Using an interactive tool with data derived from ratemyprofessors.com, the reviews describing male and female professors showed gender bias depending on the word searched.
Benjamin Schmidt, assistant professor of history at Northeastern University, aggregated 14 million reviews from ratemyprofessors.com and created a search engine to see how words compared between professors depending on field and gender, concluding that certain positive words were descriptive of males more than females.
One of the most surprising results was the “spectrum from smart to brilliant to genius, where each one of those is more strongly gendered male than the previous one was,” Schmidt told the New York Times.
Schmidt provided a list of words overrepresented in gender bias on his website.
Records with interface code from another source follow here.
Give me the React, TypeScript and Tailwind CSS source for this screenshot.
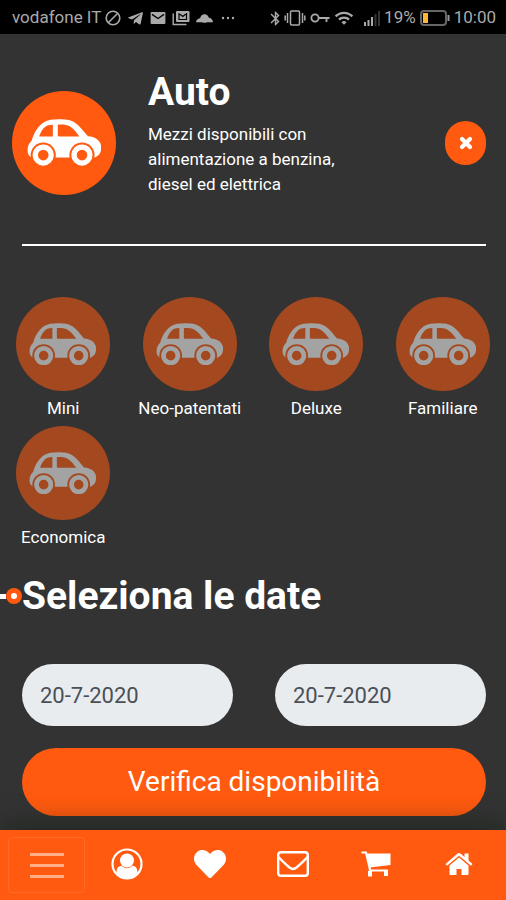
import React from 'react';
import { FaTelegramPlane, FaHeart } from 'react-icons/fa';
import { MdBluetooth, MdWifi } from 'react-icons/md';

const CATEGORIES = ['Mini', 'Neo-patentati', 'Deluxe', 'Familiare', 'Economica'];

const CarIcon: React.FC = () => (
  <svg viewBox="0 0 226 142" className="w-[72%]" aria-hidden="true">
    <path
      fill="#fff"
      fillRule="evenodd"
      d="M12 115C4 110 1 102 2 92C2 82 6 74 14 66C20 44 32 22 51 10C63 3 78 1 96 1C118 1 132 3 145 11C160 21 169 35 184 52C205 54 218 62 223 77C226 96 222 109 205 116L12 116ZM37 53H78V17C65 17 57 20 50 28C43 36 39 45 37 53ZM93 17V50L96 53H158C149 40 141 30 130 23C121 17 107 16 93 17Z"
    />
    <circle cx="49" cy="109" r="38" fill="#ff5a0f" />
    <circle cx="166" cy="109" r="38" fill="#ff5a0f" />
    <circle cx="49" cy="109" r="24" fill="none" stroke="#fff" strokeWidth="16" />
    <circle cx="166" cy="109" r="24" fill="none" stroke="#fff" strokeWidth="16" />
  </svg>
);

const StatusBar: React.FC = () => (
  <div className="flex h-[34px] items-center justify-between bg-black pt-0.5 pr-2.5 pl-3 text-[17px] text-[#aaa]">
    <div className="flex items-center gap-1">
      <span>vodafone IT</span>
      <svg viewBox="0 0 16 16" className="size-4" fill="none" stroke="currentColor" strokeWidth="1.6">
        <circle cx="8" cy="8" r="6.8" />
        <path d="M3.500 12.500l9-9" />
      </svg>
      <FaTelegramPlane className="ml-0.5 size-[17px]" />
      <svg viewBox="0 0 16 13" className="mx-0.5 h-3 w-4">
        <rect width="16" height="13" rx="1" fill="currentColor" />
        <path d="M1.500 2.500L8 7l6.500-4.500" fill="none" stroke="#000" strokeWidth="1.500" />
      </svg>
      <svg viewBox="0 0 18 16" className="h-4 w-[18px]">
        <path d="M1.200 3.500V14.500H14.500" fill="none" stroke="currentColor" strokeWidth="1.400" />
        <rect x="4" y="1" width="13.500" height="11" rx="1" fill="currentColor" />
        <path d="M7 3V9.500H14.500V3M7 3.500L10.800 6.500L14.500 3.500" fill="none" stroke="#000" strokeWidth="1.200" />
      </svg>
      <svg viewBox="0 0 18 10" className="ml-0.5 h-2.5 w-[17px]" fill="currentColor">
        <circle cx="9" cy="5.500" r="4.500" />
        <path d="M0 9.500C0 7 2 5.500 5 5L13 4.500C16 5 18 7 18 9.500Z" />
      </svg>
      <svg viewBox="0 0 14 4" className="ml-1 h-1 w-3.5" fill="currentColor">
        <circle cx="2" cy="2" r="1.200" />
        <circle cx="7" cy="2" r="1.200" />
        <circle cx="12" cy="2" r="1.200" />
      </svg>
    </div>
    <div className="flex items-center">
      <MdBluetooth className="size-[17px]" />
      <svg viewBox="0 0 22 16" className="h-4 w-[22px]" fill="none" stroke="currentColor" strokeWidth="1.500">
        <rect x="6.500" y="1" width="9" height="14" rx="1" />
        <path d="M3.500 3V13M18.500 3V13M1.200 5.500V10.500M20.800 5.500V10.500" />
      </svg>
      <svg viewBox="0 0 20 12" className="ml-1 h-3 w-5" fill="none" stroke="currentColor" strokeWidth="1.800">
        <circle cx="5" cy="6" r="3.600" />
        <path d="M8.500 6H19.500M16.500 6V10" />
      </svg>
      <MdWifi className="ml-1 size-5" />
      <svg viewBox="0 0 16 16" className="ml-2.5 size-4" fill="currentColor">
        <path d="M0 12h2v4H0zM3.500 10h2v6h-2zM7 7h2v9H7z" />
        <path d="M10.500 4h2v12h-2zM14 1h2v15h-2z" opacity=".3" />
      </svg>
      <span className="ml-1">19%</span>
      <svg viewBox="0 0 30 16" className="ml-1 h-4 w-[30px]">
        <rect x="1" y="1" width="25" height="14" rx="3" fill="none" stroke="#666" strokeWidth="2" />
        <rect x="3" y="3" width="5" height="10" fill="#fdb833" />
        <path d="M28.500 5V11" stroke="#999" strokeWidth="2" />
      </svg>
      <span className="ml-1">10:00</span>
    </div>
  </div>
);

const UserIcon: React.FC = () => (
  <svg viewBox="0 0 32 32" className="size-8" aria-hidden="true">
    <circle cx="16" cy="16" r="14.500" fill="none" stroke="currentColor" strokeWidth="2.200" />
    <circle cx="16" cy="12.500" r="7" fill="currentColor" />
    <path fill="currentColor" d="M5.500 25C5.500 20 7.500 18 10.500 17.800C13.500 21 18.500 21 21.500 17.800C24.500 18 26.500 20 26.500 25C23 28.500 20 30.500 16 30.500C12 30.500 9 28.500 5.500 25Z" />
  </svg>
);

const MailIcon: React.FC = () => (
  <svg viewBox="0 0 32 26" className="h-[26px] w-8" fill="none" stroke="currentColor" strokeWidth="2.400" aria-hidden="true">
    <rect x="1.200" y="1.200" width="29.600" height="23.600" rx="2.800" />
    <path d="M1.500 6C5 10 9 13.500 12.500 16.500C15 18.500 17 18.500 19.500 16.500C23 13.500 27 10 30.500 6" />
  </svg>
);

const CartIcon: React.FC = () => (
  <svg viewBox="0 0 30 26" className="h-[26px] w-[30px]" aria-hidden="true">
    <path d="M.5 1.500H5L9 18.500V24" fill="none" stroke="currentColor" strokeWidth="2.200" />
    <path fill="currentColor" d="M5.500 2.500H29.500V14L8.500 16.500Z" />
    <path d="M8 19.500H27" stroke="currentColor" strokeWidth="2" />
    <path fill="currentColor" d="M7 20H11V25.500H7ZM23 19H27V25H23Z" />
  </svg>
);

const HomeIcon: React.FC = () => (
  <svg viewBox="0 0 28 24" className="h-6 w-7" aria-hidden="true">
    <path fill="currentColor" d="M14 5.500L23.500 13.500V22C23.500 22.700 23 23 22.500 23H16.500V17H11.500V23H5.500C4.900 23 4.500 22.600 4.500 22V13.500Z" />
    <path fill="currentColor" d="M.5 12L12.500 1.500C13.500 .7 14.500 .7 15.500 1.500L19.500 5V1.500H23.500V8.500L27.500 12L26 13.700L14 3.700L2 13.700Z" />
  </svg>
);

const NAV_ITEMS = [
  { label: 'Profilo', icon: <UserIcon /> },
  { label: 'Preferiti', icon: <FaHeart className="size-8" /> },
  { label: 'Messaggi', icon: <MailIcon /> },
  { label: 'Carrello', icon: <CartIcon /> },
  { label: 'Home', icon: <HomeIcon /> },
];

const BottomNav: React.FC = () => (
  <nav className="sticky bottom-0 mt-auto flex h-[70px] items-center bg-[#ff5a0f] pr-1.5 pl-2 text-white shadow-[0_-4px_28px_rgba(20,30,20,0.6)]">
    <button
      type="button"
      aria-label="Menu"
      className="flex h-14 w-[77px] flex-col items-center justify-center gap-2 rounded border border-white/10"
    >
      <span className="h-[3px] w-[34px] bg-white/50" />
      <span className="h-[3px] w-[34px] bg-white/50" />
      <span className="h-[3px] w-[34px] bg-white/50" />
    </button>
    {NAV_ITEMS.map(({ label, icon }) => (
      <a key={label} href="#" aria-label={label} className="flex flex-1 justify-center pb-0.5">
        {icon}
      </a>
    ))}
  </nav>
);

const App: React.FC = () => {
  return (
    <div className="flex min-h-screen flex-col bg-[#333] font-['Roboto',sans-serif] text-white">
      <StatusBar />

      <main className="pb-3.5">
        <header className="flex items-center pt-[34px] pr-5 pl-3">
          <div className="flex size-[104px] shrink-0 items-center justify-center rounded-full bg-[#ff5a0f]">
            <CarIcon />
          </div>
          <div className="ml-8 pb-5">
            <h1 className="text-[39px] leading-[48px] font-bold">Auto</h1>
            <p className="mt-1.5 max-w-[210px] text-[17px] leading-[25px]">
              Mezzi disponibili con alimentazione a benzina, diesel ed elettrica
            </p>
          </div>
          <button
            type="button"
            aria-label="Chiudi"
            className="ml-auto flex h-11 w-[41px] shrink-0 items-center justify-center rounded-full bg-[#ff5a0f]"
          >
            <svg viewBox="0 0 14 14" className="size-3.5" stroke="currentColor" strokeWidth="4.200" strokeLinecap="round">
              <path d="M3 3l8 8M11 3l-8 8" />
            </svg>
          </button>
        </header>

        <hr className="mt-[27px] mr-5 ml-[22px] border-t-2 border-white" />

        <section className="mt-[51px] grid grid-cols-4 gap-y-1.5">
          {CATEGORIES.map((name) => (
            <button key={name} type="button" className="flex flex-col items-center">
              <span className="flex size-[94px] items-center justify-center rounded-full bg-[#ff5a0f] opacity-55">
                <CarIcon />
              </span>
              <span className="mt-[5px] text-[17px] leading-6">{name}</span>
            </button>
          ))}
        </section>

        <form onSubmit={(e) => e.preventDefault()}>
          <div className="mt-[23px] flex items-center">
            {/* Timeline marker */}
            <span className="h-[5px] w-1.5 bg-white" />
            <span className="flex size-4 items-center justify-center rounded-full bg-[#ff5a0f]">
              <span className="size-1.5 rounded-full bg-white" />
            </span>
            <h2 className="text-[39px] leading-[48px] font-bold">Seleziona le date</h2>
          </div>

          <div className="mt-11 grid grid-cols-2 gap-[42px] pr-5 pl-[22px]">
            <input
              type="text"
              aria-label="Data inizio"
              defaultValue="20-7-2020"
              className="h-[62px] w-full min-w-0 rounded-full bg-[#e9ecef] px-[18px] text-[22px] text-[#495057]"
            />
            <input
              type="text"
              aria-label="Data fine"
              defaultValue="20-7-2020"
              className="h-[62px] w-full min-w-0 rounded-full bg-[#e9ecef] px-[18px] text-[22px] text-[#495057]"
            />
          </div>

          <div className="mt-[22px] pr-5 pl-[22px]">
            <button type="submit" className="h-[68px] w-full rounded-full bg-[#ff5a0f] text-[28px]">
              Verifica disponibilità
            </button>
          </div>
        </form>
      </main>

      <BottomNav />
    </div>
  );
};

export default App;
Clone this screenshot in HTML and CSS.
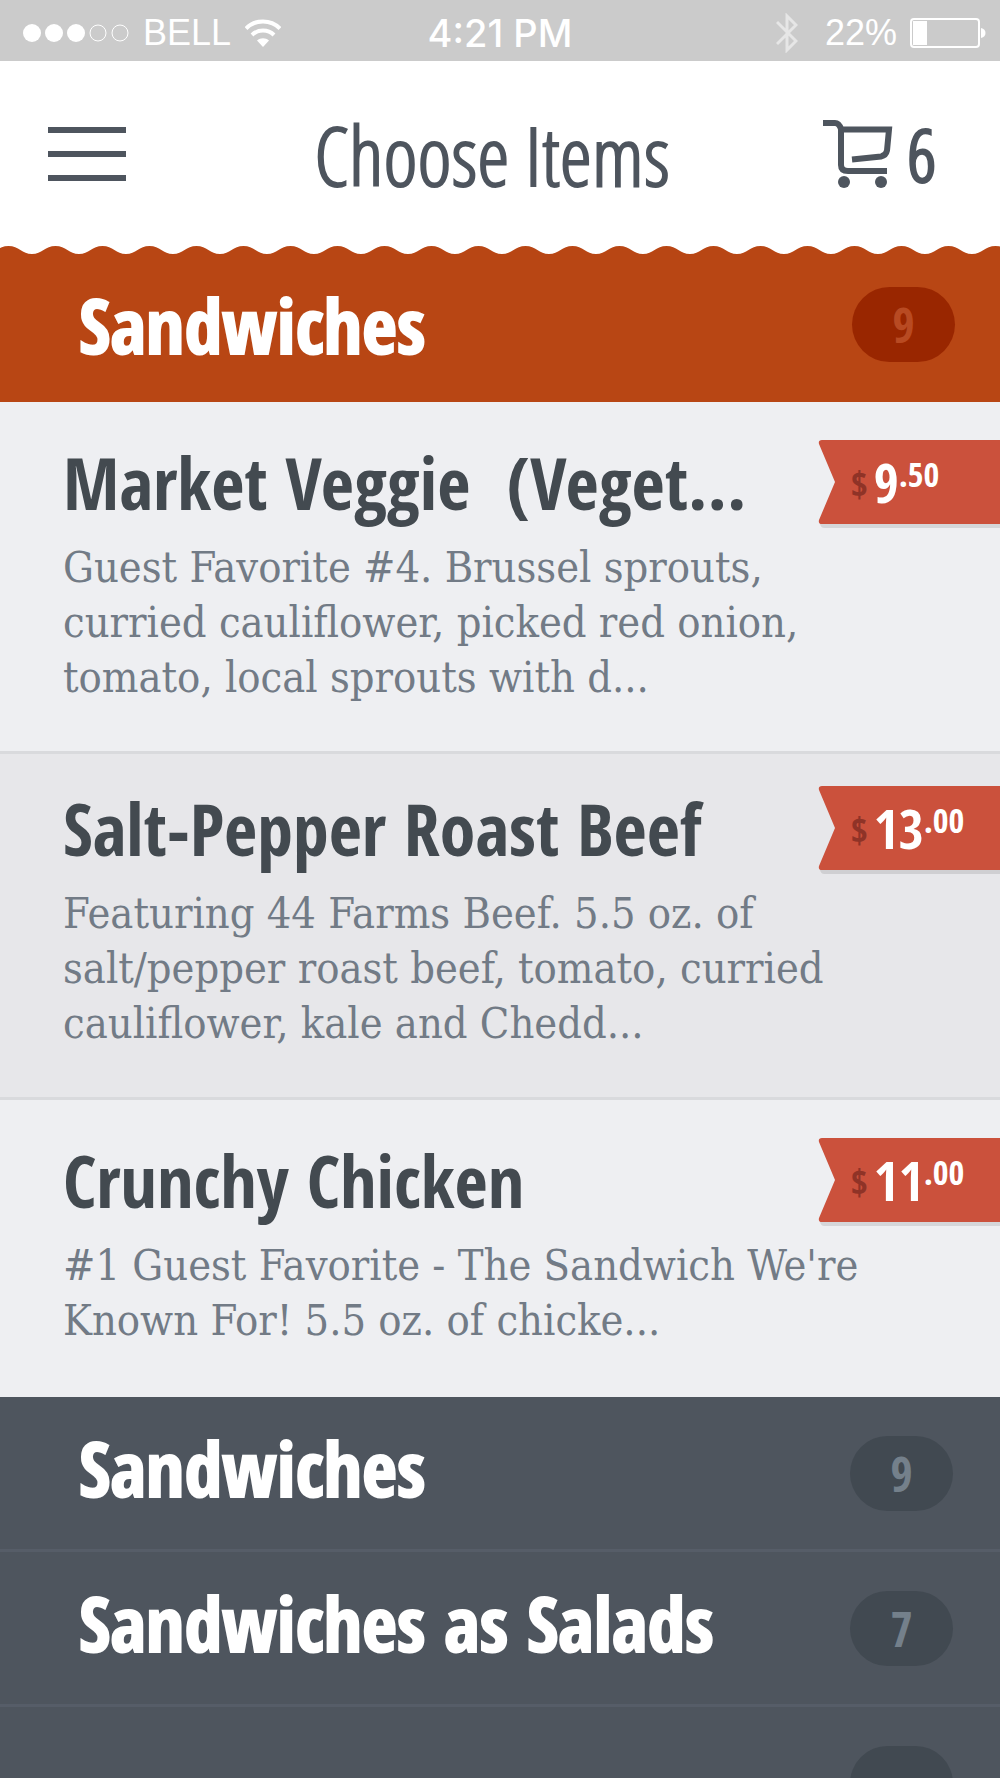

Words like funny, arrogant, and entertaining have a male gender bias while words like rude, sweet, unorganized and terrible have a female gender bias.
The word “cool” is more commonly used for men than women, with the biggest difference being a difference of 72 mentions, with communication being the highest field displaying bias The word “worst” is more commonly used for female professors and most frequently found among engineering professors.
The study on gender bias in higher education is not new and is especially prevalent for women in the STEM fields, which include science, technology, engineering and mathematics.
A study published in the Proceedings of the National Academy of Sciences in 2012, 127 science professors were told to analyze a hypothetical resume to hire a lab manager, evaluate their credentials, suggest a certain salary and say how much they would mentor the student. Half of the professors were given a male resume, the other a female, but both contained the same credentials.
At the end of the study, the scientists evaluated the hypothetical male as someone they would preferably hire and give a bigger salary.
Although the authors admitted there were large gaps in the study, the significant factor is how male and females perceive studies about bias.
“[M]any current STEM diversity initiatives rest on the theory that exposing participants to evidence of gender bias will ultimately reduce bias and enhance diversity,” said Inside Higher Ed.
But, if the results of these studies produce a highly sexist, reactionary justification, then it might not be a means to reduce discrimination, said Inside Higher Ed.